• Directions
Starting at the top of the records, output every line through the one that contains "const c = (text: string, span", keeping each exactly as it appears.

──────── Dataset rows ────────

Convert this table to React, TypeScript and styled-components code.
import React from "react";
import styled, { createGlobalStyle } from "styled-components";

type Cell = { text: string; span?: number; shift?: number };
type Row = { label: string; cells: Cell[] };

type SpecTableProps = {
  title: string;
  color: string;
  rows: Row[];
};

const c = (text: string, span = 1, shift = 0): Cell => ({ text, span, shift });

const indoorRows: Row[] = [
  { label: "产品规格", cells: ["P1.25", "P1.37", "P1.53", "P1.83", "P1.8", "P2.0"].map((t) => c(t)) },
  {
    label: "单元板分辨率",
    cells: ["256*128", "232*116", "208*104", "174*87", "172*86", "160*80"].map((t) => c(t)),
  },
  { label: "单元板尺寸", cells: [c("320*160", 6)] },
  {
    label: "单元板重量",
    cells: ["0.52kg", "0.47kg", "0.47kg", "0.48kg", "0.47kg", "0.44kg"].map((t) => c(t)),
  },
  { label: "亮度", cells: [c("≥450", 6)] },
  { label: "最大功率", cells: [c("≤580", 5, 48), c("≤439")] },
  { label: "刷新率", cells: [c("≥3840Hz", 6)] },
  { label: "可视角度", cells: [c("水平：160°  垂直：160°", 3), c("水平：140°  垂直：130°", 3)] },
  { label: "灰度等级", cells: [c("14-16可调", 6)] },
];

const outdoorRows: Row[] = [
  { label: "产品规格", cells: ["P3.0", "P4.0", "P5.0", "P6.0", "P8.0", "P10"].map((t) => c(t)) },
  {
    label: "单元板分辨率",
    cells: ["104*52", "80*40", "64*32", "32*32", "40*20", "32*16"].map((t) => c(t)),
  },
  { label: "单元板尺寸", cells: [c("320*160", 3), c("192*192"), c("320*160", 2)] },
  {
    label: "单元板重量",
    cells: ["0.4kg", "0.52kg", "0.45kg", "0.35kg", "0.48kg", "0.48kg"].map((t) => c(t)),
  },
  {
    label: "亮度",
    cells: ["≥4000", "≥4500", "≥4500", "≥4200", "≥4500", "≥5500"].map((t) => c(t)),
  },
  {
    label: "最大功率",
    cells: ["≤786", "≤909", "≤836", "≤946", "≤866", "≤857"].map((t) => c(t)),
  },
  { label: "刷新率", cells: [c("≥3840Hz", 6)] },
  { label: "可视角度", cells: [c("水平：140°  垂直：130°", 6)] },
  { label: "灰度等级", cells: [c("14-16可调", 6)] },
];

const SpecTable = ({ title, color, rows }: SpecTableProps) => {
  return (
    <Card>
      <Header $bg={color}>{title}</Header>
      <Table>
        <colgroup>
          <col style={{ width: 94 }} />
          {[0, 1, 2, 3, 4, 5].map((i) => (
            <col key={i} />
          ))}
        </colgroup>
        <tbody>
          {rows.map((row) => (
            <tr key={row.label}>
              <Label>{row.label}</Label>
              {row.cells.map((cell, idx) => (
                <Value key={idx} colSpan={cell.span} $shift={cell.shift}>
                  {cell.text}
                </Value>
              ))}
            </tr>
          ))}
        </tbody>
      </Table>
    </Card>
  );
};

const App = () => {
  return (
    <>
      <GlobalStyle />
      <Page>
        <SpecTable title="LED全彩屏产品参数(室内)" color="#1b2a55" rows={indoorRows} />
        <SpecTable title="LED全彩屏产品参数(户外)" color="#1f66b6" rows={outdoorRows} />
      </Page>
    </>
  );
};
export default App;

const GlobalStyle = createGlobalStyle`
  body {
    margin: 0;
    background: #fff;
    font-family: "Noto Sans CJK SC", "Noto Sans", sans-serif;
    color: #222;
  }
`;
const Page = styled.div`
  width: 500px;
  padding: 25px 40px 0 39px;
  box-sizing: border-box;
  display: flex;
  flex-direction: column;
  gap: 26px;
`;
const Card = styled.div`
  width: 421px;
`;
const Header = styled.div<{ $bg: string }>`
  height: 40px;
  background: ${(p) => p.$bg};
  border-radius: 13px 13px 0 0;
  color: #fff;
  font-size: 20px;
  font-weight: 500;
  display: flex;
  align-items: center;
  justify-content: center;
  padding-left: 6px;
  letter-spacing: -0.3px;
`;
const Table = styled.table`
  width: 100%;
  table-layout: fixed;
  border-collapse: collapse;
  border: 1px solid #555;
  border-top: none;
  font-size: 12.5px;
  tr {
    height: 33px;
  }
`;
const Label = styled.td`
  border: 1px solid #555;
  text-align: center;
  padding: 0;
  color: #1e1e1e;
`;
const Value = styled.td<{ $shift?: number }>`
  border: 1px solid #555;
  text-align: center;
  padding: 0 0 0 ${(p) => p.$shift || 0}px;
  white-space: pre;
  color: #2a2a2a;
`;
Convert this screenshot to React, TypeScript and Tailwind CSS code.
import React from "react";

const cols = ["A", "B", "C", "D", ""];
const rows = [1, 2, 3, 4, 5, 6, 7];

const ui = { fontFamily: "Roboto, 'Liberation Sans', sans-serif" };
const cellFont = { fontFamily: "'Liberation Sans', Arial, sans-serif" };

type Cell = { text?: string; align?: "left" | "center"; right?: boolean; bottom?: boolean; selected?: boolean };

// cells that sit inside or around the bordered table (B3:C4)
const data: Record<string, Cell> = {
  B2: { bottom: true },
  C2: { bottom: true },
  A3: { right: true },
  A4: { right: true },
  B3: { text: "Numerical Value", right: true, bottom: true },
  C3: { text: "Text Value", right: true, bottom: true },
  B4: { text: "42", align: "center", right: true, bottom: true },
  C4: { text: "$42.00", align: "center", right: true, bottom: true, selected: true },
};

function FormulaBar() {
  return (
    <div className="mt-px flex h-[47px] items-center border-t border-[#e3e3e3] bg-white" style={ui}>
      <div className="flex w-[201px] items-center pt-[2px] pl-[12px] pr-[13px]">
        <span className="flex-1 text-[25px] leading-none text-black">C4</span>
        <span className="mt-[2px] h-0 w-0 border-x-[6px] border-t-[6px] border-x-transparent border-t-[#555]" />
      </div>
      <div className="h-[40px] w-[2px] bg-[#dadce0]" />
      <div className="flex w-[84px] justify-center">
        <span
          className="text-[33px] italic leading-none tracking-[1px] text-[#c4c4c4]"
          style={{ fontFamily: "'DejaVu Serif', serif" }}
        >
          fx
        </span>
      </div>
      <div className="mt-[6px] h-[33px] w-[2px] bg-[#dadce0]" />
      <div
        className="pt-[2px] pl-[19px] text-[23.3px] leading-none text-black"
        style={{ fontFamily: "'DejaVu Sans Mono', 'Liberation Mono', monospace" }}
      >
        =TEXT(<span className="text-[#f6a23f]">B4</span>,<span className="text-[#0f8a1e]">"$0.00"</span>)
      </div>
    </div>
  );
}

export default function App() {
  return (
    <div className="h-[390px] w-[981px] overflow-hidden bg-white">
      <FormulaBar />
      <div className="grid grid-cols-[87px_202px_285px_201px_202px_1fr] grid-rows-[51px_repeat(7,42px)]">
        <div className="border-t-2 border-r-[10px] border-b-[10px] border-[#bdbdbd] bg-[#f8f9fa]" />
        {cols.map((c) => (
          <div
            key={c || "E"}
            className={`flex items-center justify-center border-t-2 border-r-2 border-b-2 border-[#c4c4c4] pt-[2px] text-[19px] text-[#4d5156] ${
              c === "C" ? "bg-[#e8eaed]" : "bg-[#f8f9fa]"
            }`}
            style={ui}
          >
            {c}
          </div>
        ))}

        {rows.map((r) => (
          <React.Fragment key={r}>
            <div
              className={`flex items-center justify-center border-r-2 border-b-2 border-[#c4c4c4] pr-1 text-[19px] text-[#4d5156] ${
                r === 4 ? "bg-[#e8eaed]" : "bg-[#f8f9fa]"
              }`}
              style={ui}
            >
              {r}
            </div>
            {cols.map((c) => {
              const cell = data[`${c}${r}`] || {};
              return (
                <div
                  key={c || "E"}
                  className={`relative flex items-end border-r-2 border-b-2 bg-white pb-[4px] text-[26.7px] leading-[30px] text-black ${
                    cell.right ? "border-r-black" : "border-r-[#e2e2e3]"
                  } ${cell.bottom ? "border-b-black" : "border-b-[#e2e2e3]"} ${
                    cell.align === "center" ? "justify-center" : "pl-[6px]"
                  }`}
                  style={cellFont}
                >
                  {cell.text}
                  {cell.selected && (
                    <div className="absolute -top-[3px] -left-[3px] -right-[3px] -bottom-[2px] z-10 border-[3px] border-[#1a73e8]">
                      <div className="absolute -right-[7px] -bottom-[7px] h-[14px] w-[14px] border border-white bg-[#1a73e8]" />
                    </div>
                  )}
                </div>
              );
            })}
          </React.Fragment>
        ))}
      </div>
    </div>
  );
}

────────

• Solution
Convert this table to React, TypeScript and styled-components code.
import React from "react";
import styled, { createGlobalStyle } from "styled-components";

type Cell = { text: string; span?: number; shift?: number };
type Row = { label: string; cells: Cell[] };

type SpecTableProps = {
  title: string;
  color: string;
  rows: Row[];
};

const c = (text: string, span = 1, shift = 0): Cell => ({ text, span, shift });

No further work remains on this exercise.